Thursday, January 17th, 2013
By Shelley Grieshop
Ohio closes oil well, questions remain
  ST. MARYS - A leaking oil drilling operation east of the city was ordered shut down by state officials as crews continue clean-up efforts.
The leak was first discovered Friday night after a strong odor was detected in the area near state Route 29 and Plattner Pike. No illnesses were reported, and local drinking water sources have been deemed safe.
The investigation, however, is ongoing. Auglaize County EMA Director Troy Anderson said he still isn't certain how much oil was at the site prior to the leak, how much contaminated the environment and how long the problem existed before it was reported.
Anderson expressed frustration with the lack of basic information he and other local agencies have about the oil field.
"EMA has no paperwork on this, and we should have had," he said. "This is no different than a factory ... we should have a list of any hazardous conditions at the site, a drawing, how it operates and who to call in an emergency."
St. Marys Township Fire Department, which received the initial call about the leak, also has no information on file, he added.
Owners of oil and gas wells legally do not have to provide local authorities with any information even though they must respond to public health threats. Permits and other requirements are on file only with the Ohio Department of Natural Resources.
The 40-acre field is owned by Jay Elshoff, who lives nearby and leases the land to Innex Energy of Plano, Texas. The company has brought a consultant to the area to aid local officials in the investigation.
Also investigating are Ohio EPA, the Division of Wildlife and the National Response Commission. Clean-up costs and/or a fine could be levied against Innex; total costs have not been determined, state officials said.
Environmental crews initially thought the leak was contained until heavy rains Sunday washed an undetermined amount of oil into nearby Carter Creek and the St. Marys River, Anderson said.

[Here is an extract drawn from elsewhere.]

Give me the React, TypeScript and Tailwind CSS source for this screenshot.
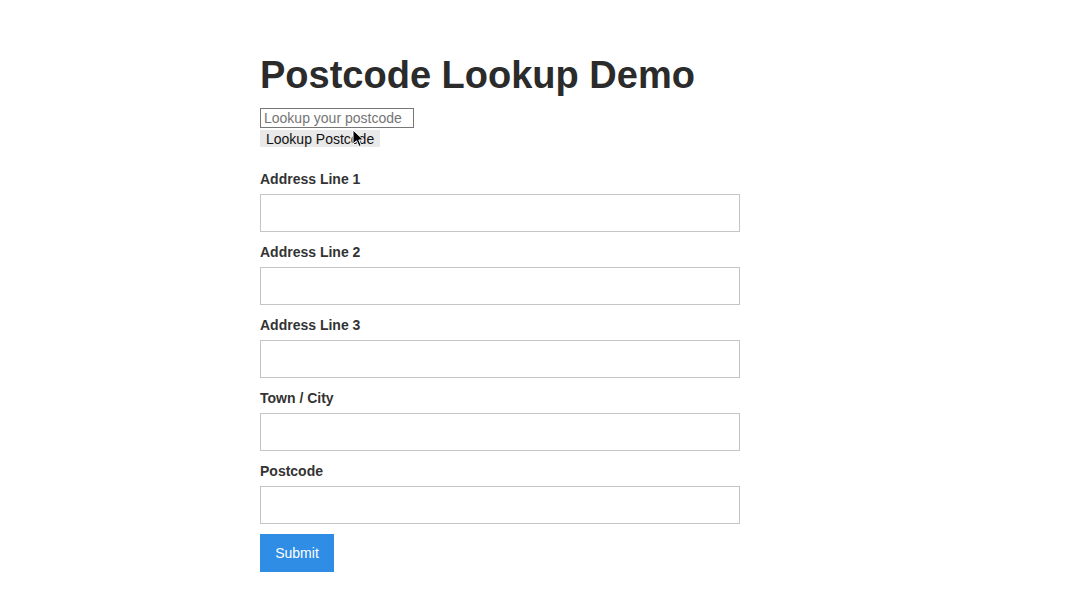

Booms and pads remained in place Wednesday afternoon to absorb the excess.
Anderson's investigation has revealed two "releases" or leak sources - a holding tank and a field tile. The tile still was releasing oil on Wednesday, he said.

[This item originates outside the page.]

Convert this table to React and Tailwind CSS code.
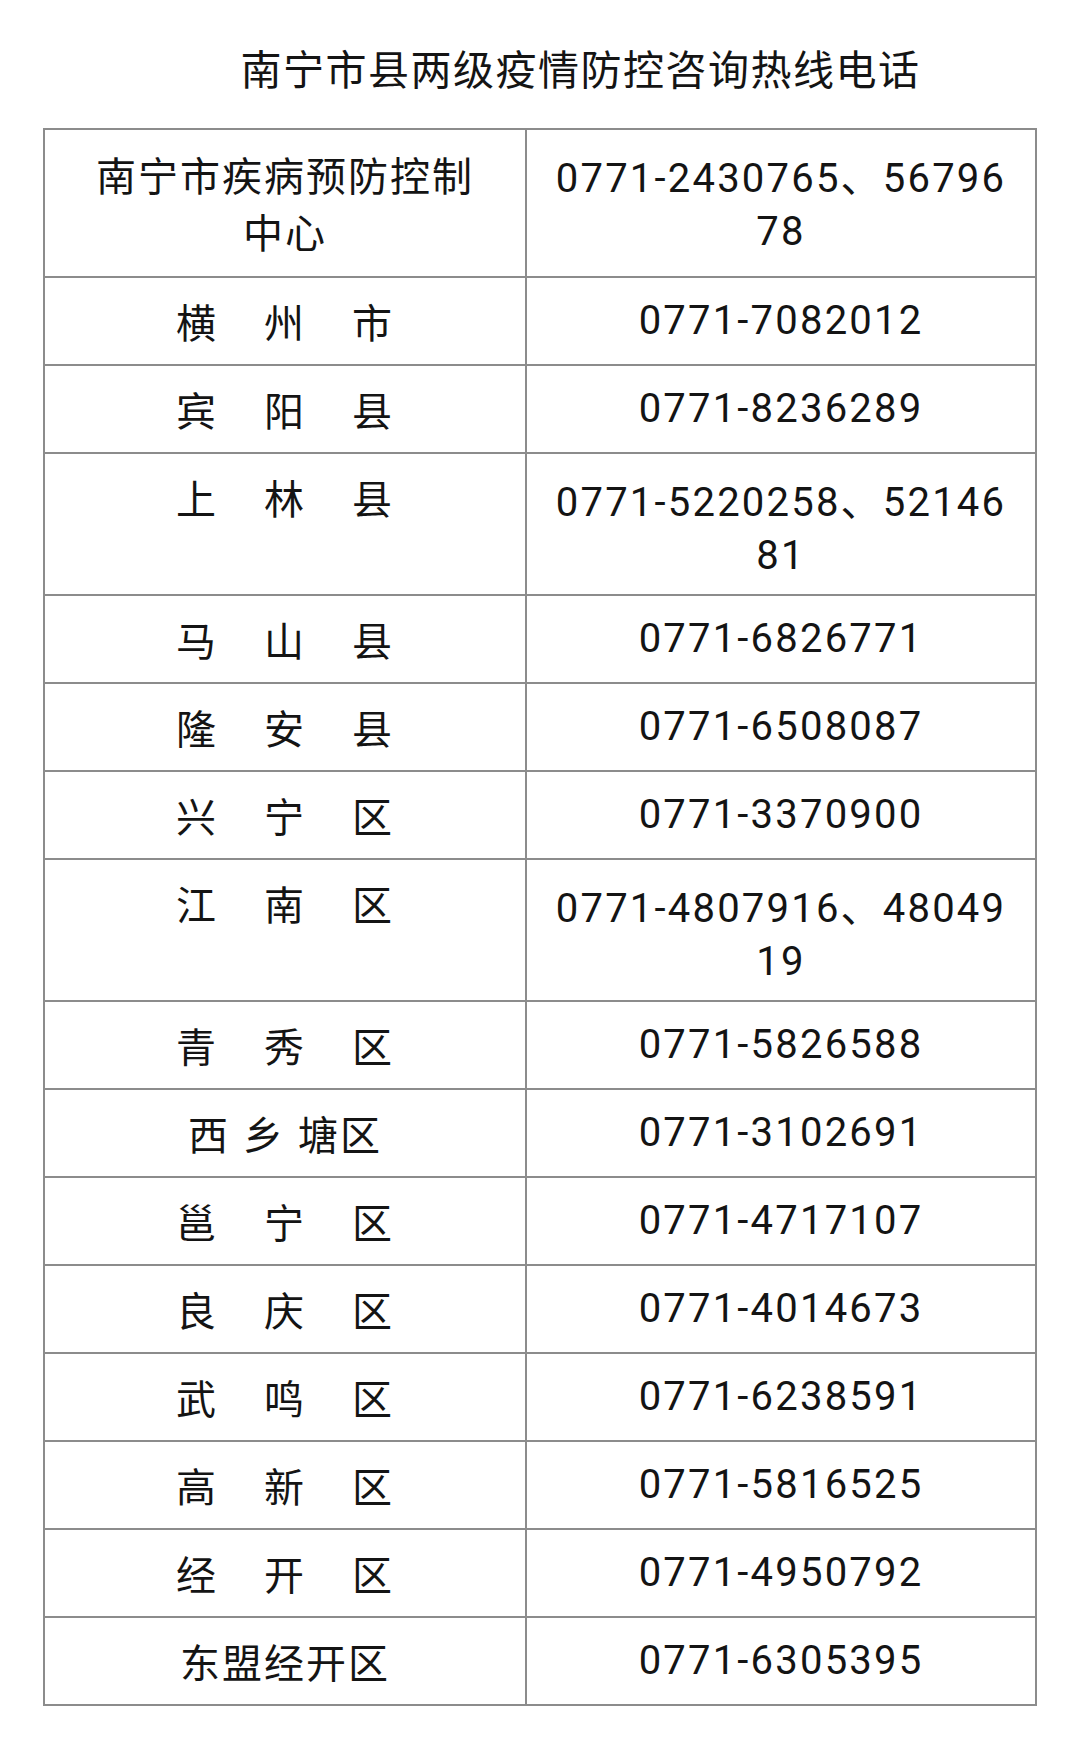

The operation involves the removal of a crude oil/water mixture from the ground. During a separation process, the oil is transferred to a holding tank and the water is placed back into the ground about 3,000 feet below the surface.
The tanks can hold 240 barrels or more than 10,000 gallons of crude oil, which is eventually transported to a regional refinery, Anderson said.
A Willshire farmer - residing more than 25 miles away - believes oil he saw floating on the St. Marys River in November may be from the St. Marys site.
"I don't think it (the leak) happened just now," Clarence Hamrick told the newspaper on Wednesday.
He and others were working on land he owns near the river when he saw a 3 1/2-foot-wide stream of "oily, grimy stuff" floating in the water.
"It just kept coming," he said, adding he now regrets not reporting the incident to authorities.
Several days after Hamrick spotted the oil on the river, he noticed a man in an unmarked vehicle with Indiana license plates taking water samples near the St. Marys River bridge in Willshire, he said. The river flows west to Adams County in Indiana.
John August of the Adams County, Ind., EMA office told The Daily Standard this morning he and the county's 911 dispatcher have not received any complaints about oil or any other substance in the river.
Anderson said he could not rule out the possibility the oil spotted by Hamrick was from the St. Marys oil field. He planned to speak to Hamrick about the incident.
Elshoff, a fourth-generation property owner, said he began leasing the oil field to Innex in 2005 or 2006. Companies have been drilling on the land, off and on, for about 100 years, he said. He believes less than two barrels of crude oil leaked from the field.
"It's just a small amount," he said. "But they're going to make sure they clean up every drop."

Area drilling history:
The crude oil well found leaking last week in a privately-owned field near St. Marys is one of more than 150 oil wells constructed in the Grand Lake area by 1915. This site still pumps oil, but most have been abandoned. Underground equipment also remains buried at some sites, according to a 2012 Ohio Department of Natural Resources report.
Oil was first discovered locally in 1890; soon after, Grand Lake became the site of the world's first offshore oil derricks.
Today there are more than 5,722 registered oil well owners in Ohio. In the last year, the state has produced 4.8 million barrels of crude oil at an average price of $90.06 per barrel, ODNR reports.